#### EXERCISE INSTRUCTIONS
Copy out the listing in full, exactly as written, but not its pictures.

== DATA ==

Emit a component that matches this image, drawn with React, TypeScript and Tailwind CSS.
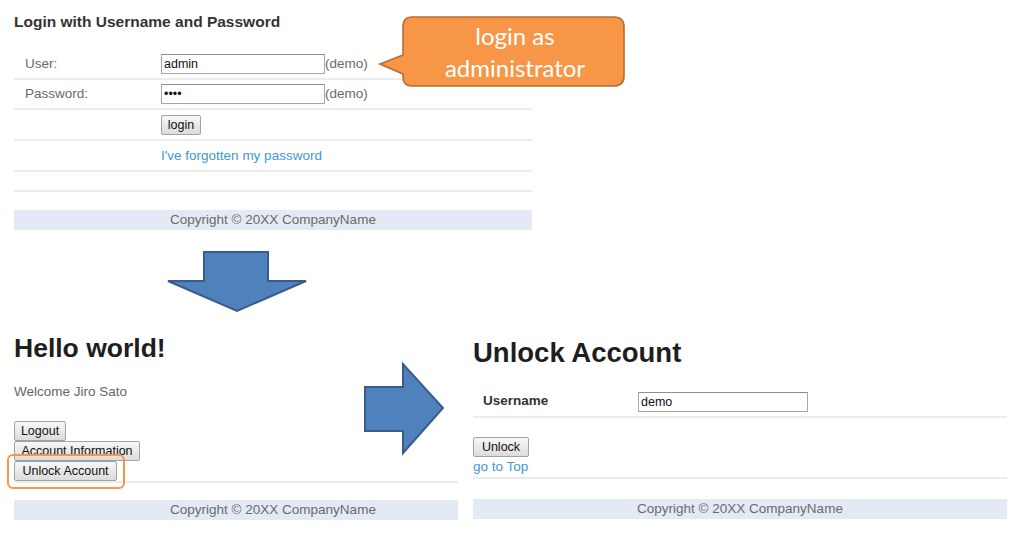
import React from "react";

const btn =
  "h-[20px] box-border border border-[#a3a3a3] rounded-[2px] bg-gradient-to-b from-[#f7f7f7] to-[#dcdcdc] text-[12.5px] leading-[18px] text-[#111] text-center whitespace-nowrap";
const input =
  "h-[20px] box-border border border-[#a8a8a8] border-t-[#8e8e8e] bg-white text-[12.5px] leading-[18px] text-[#111] pl-[2px]";
const bar =
  "h-[20px] bg-[#e3eaf6] text-[13.5px] leading-[20px] text-[#6a6a6a] text-center";

function DownArrow() {
  return (
    <svg
      className="absolute left-[160px] top-[245px]"
      width="155"
      height="75"
      viewBox="0 0 155 75"
    >
      <polygon
        points="44,7 108,7 108,36 146,36 77,66 8,36 44,36"
        fill="#4F81BD"
        stroke="#385D8A"
        strokeWidth="2"
        strokeLinejoin="miter"
      />
    </svg>
  );
}

function RightArrow() {
  return (
    <svg
      className="absolute left-[355px] top-[355px]"
      width="100"
      height="110"
      viewBox="0 0 100 110"
    >
      <polygon
        points="10,32 48,32 48,9 88,53 48,98 48,76 10,76"
        fill="#4F81BD"
        stroke="#385D8A"
        strokeWidth="2"
      />
    </svg>
  );
}

function Callout() {
  return (
    <div className="absolute left-[376px] top-[14px] w-[252px] h-[76px]">
      <svg
        className="absolute inset-0"
        width="252"
        height="76"
        viewBox="0 0 252 76"
      >
        <path
          d="M36,3 H238 Q248,3 248,13 V62 Q248,72 238,72 H36 Q27,72 27,63 V60 L4,50 L27,41 V13 Q27,3 36,3 Z"
          fill="#F79646"
          stroke="#B66D31"
          strokeWidth="1.6"
        />
      </svg>
      <div className="relative pl-[26px] w-full pt-[6px] flex flex-col items-center text-white text-[24px] leading-[32px] font-['Lato',sans-serif]">
        <span>login as</span>
        <span>administrator</span>
      </div>
    </div>
  );
}

function LoginPanel() {
  const row = "flex items-center h-[30px] box-border border-b-2 border-[#ececec]";
  return (
    <div className="absolute left-[14px] top-0 w-[518px]">
      <h2 className="pt-[13px] text-[15.5px] leading-[18px] font-bold text-[#333]">
        Login with Username and Password
      </h2>
      <div className="mt-[19px] text-[13.5px] text-[#6a6a6a]">
        <div className={row}>
          <div className="w-[147px] pl-[11px]">User:</div>
          <input readOnly value="admin" className={`${input} w-[164px]`} />
          <span>(demo)</span>
        </div>
        <div className={row}>
          <div className="w-[147px] pl-[11px]">Password:</div>
          <input readOnly value="••••" className={`${input} w-[164px]`} />
          <span>(demo)</span>
        </div>
        <div className={`${row} h-[31px]`}>
          <div className="w-[147px]" />
          <button className={`${btn} w-[40px]`}>login</button>
        </div>
        <div className={`${row} h-[31px] pt-[2px]`}>
          <div className="w-[147px]" />
          <a className="text-[#4298d3]">I've forgotten my password</a>
        </div>
        <div className="h-[20px] box-border border-b-2 border-[#ececec]" />
      </div>
      <div className={`${bar} mt-[18px]`}>Copyright © 20XX CompanyName</div>
    </div>
  );
}

function HelloPanel() {
  return (
    <div className="absolute left-[14px] top-[320px] w-[444px] overflow-hidden">
      <div className="w-[518px]">
        <h1 className="mt-[13px] text-[26.5px] leading-[30px] font-bold text-[#1e1e1e]">
          Hello world!
        </h1>
        <p className="mt-[21px] text-[13.5px] leading-[16px] text-[#666]">
          Welcome Jiro Sato
        </p>
        <div className="mt-[21px] flex flex-col items-start border-b-2 border-[#ececec] w-[444px]">
          <button className={`${btn} w-[52px]`}>Logout</button>
          <button className={`${btn} w-[126px]`}>Account Information</button>
          <button className={`${btn} w-[103px]`}>Unlock Account</button>
        </div>
        <div className={`${bar} mt-[17px]`}>Copyright © 20XX CompanyName</div>
      </div>
    </div>
  );
}

function UnlockPanel() {
  return (
    <div className="absolute left-[473px] top-[320px] w-[534px]">
      <h1 className="mt-[17px] text-[27.5px] leading-[31px] font-bold text-[#1e1e1e]">
        Unlock Account
      </h1>
      <div className="mt-[19px] flex items-center h-[31px] box-border border-b-2 border-[#ececec]">
        <div className="w-[165px] pl-[10px] text-[13.5px] font-bold text-[#333]">Username</div>
        <input readOnly value="demo" className={`${input} w-[170px]`} />
      </div>
      <div className="pt-[19px] flex flex-col items-start border-b-2 border-[#ececec]">
        <button className={`${btn} w-[56px]`}>Unlock</button>
        <a className="text-[13.5px] leading-[20px] text-[#4298d3]">go to Top</a>
      </div>
      <div className={`${bar} mt-[20px]`}>Copyright © 20XX CompanyName</div>
    </div>
  );
}

export default function App() {
  return (
    <div className="relative w-[1022px] h-[534px] bg-white overflow-hidden font-['Liberation_Sans',Arial,sans-serif]">
      <LoginPanel />
      <Callout />
      <DownArrow />
      <HelloPanel />
      <RightArrow />
      <UnlockPanel />
      <div className="absolute left-[7px] top-[454px] w-[118px] h-[35px] border-2 border-[#F79646] rounded-[6px]" />
    </div>
  );
}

===

#### OUTPUT FOR THIS EXERCISE
Emit a component that matches this image, drawn with React, TypeScript and Tailwind CSS.
import React from "react";

const btn =
  "h-[20px] box-border border border-[#a3a3a3] rounded-[2px] bg-gradient-to-b from-[#f7f7f7] to-[#dcdcdc] text-[12.5px] leading-[18px] text-[#111] text-center whitespace-nowrap";
const input =
  "h-[20px] box-border border border-[#a8a8a8] border-t-[#8e8e8e] bg-white text-[12.5px] leading-[18px] text-[#111] pl-[2px]";
const bar =
  "h-[20px] bg-[#e3eaf6] text-[13.5px] leading-[20px] text-[#6a6a6a] text-center";

function DownArrow() {
  return (
    <svg
      className="absolute left-[160px] top-[245px]"
      width="155"
      height="75"
      viewBox="0 0 155 75"
    >
      <polygon
        points="44,7 108,7 108,36 146,36 77,66 8,36 44,36"
        fill="#4F81BD"
        stroke="#385D8A"
        strokeWidth="2"
        strokeLinejoin="miter"
      />
    </svg>
  );
}

function RightArrow() {
  return (
    <svg
      className="absolute left-[355px] top-[355px]"
      width="100"
      height="110"
      viewBox="0 0 100 110"
    >
      <polygon
        points="10,32 48,32 48,9 88,53 48,98 48,76 10,76"
        fill="#4F81BD"
        stroke="#385D8A"
        strokeWidth="2"
      />
    </svg>
  );
}

function Callout() {
  return (
    <div className="absolute left-[376px] top-[14px] w-[252px] h-[76px]">
      <svg
        className="absolute inset-0"
        width="252"
        height="76"
        viewBox="0 0 252 76"
      >
        <path
          d="M36,3 H238 Q248,3 248,13 V62 Q248,72 238,72 H36 Q27,72 27,63 V60 L4,50 L27,41 V13 Q27,3 36,3 Z"
          fill="#F79646"
          stroke="#B66D31"
          strokeWidth="1.6"
        />
      </svg>
      <div className="relative pl-[26px] w-full pt-[6px] flex flex-col items-center text-white text-[24px] leading-[32px] font-['Lato',sans-serif]">
        <span>login as</span>
        <span>administrator</span>
      </div>
    </div>
  );
}

function LoginPanel() {
  const row = "flex items-center h-[30px] box-border border-b-2 border-[#ececec]";
  return (
    <div className="absolute left-[14px] top-0 w-[518px]">
      <h2 className="pt-[13px] text-[15.5px] leading-[18px] font-bold text-[#333]">
        Login with Username and Password
      </h2>
      <div className="mt-[19px] text-[13.5px] text-[#6a6a6a]">
        <div className={row}>
          <div className="w-[147px] pl-[11px]">User:</div>
          <input readOnly value="admin" className={`${input} w-[164px]`} />
          <span>(demo)</span>
        </div>
        <div className={row}>
          <div className="w-[147px] pl-[11px]">Password:</div>
          <input readOnly value="••••" className={`${input} w-[164px]`} />
          <span>(demo)</span>
        </div>
        <div className={`${row} h-[31px]`}>
          <div className="w-[147px]" />
          <button className={`${btn} w-[40px]`}>login</button>
        </div>
        <div className={`${row} h-[31px] pt-[2px]`}>
          <div className="w-[147px]" />
          <a className="text-[#4298d3]">I've forgotten my password</a>
        </div>
        <div className="h-[20px] box-border border-b-2 border-[#ececec]" />
      </div>
      <div className={`${bar} mt-[18px]`}>Copyright © 20XX CompanyName</div>
    </div>
  );
}

function HelloPanel() {
  return (
    <div className="absolute left-[14px] top-[320px] w-[444px] overflow-hidden">
      <div className="w-[518px]">
        <h1 className="mt-[13px] text-[26.5px] leading-[30px] font-bold text-[#1e1e1e]">
          Hello world!
        </h1>
        <p className="mt-[21px] text-[13.5px] leading-[16px] text-[#666]">
          Welcome Jiro Sato
        </p>
        <div className="mt-[21px] flex flex-col items-start border-b-2 border-[#ececec] w-[444px]">
          <button className={`${btn} w-[52px]`}>Logout</button>
          <button className={`${btn} w-[126px]`}>Account Information</button>
          <button className={`${btn} w-[103px]`}>Unlock Account</button>
        </div>
        <div className={`${bar} mt-[17px]`}>Copyright © 20XX CompanyName</div>
      </div>
    </div>
  );
}

function UnlockPanel() {
  return (
    <div className="absolute left-[473px] top-[320px] w-[534px]">
      <h1 className="mt-[17px] text-[27.5px] leading-[31px] font-bold text-[#1e1e1e]">
        Unlock Account
      </h1>
      <div className="mt-[19px] flex items-center h-[31px] box-border border-b-2 border-[#ececec]">
        <div className="w-[165px] pl-[10px] text-[13.5px] font-bold text-[#333]">Username</div>
        <input readOnly value="demo" className={`${input} w-[170px]`} />
      </div>
      <div className="pt-[19px] flex flex-col items-start border-b-2 border-[#ececec]">
        <button className={`${btn} w-[56px]`}>Unlock</button>
        <a className="text-[13.5px] leading-[20px] text-[#4298d3]">go to Top</a>
      </div>
      <div className={`${bar} mt-[20px]`}>Copyright © 20XX CompanyName</div>
    </div>
  );
}

export default function App() {
  return (
    <div className="relative w-[1022px] h-[534px] bg-white overflow-hidden font-['Liberation_Sans',Arial,sans-serif]">
      <LoginPanel />
      <Callout />
      <DownArrow />
      <HelloPanel />
      <RightArrow />
      <UnlockPanel />
      <div className="absolute left-[7px] top-[454px] w-[118px] h-[35px] border-2 border-[#F79646] rounded-[6px]" />
    </div>
  );
}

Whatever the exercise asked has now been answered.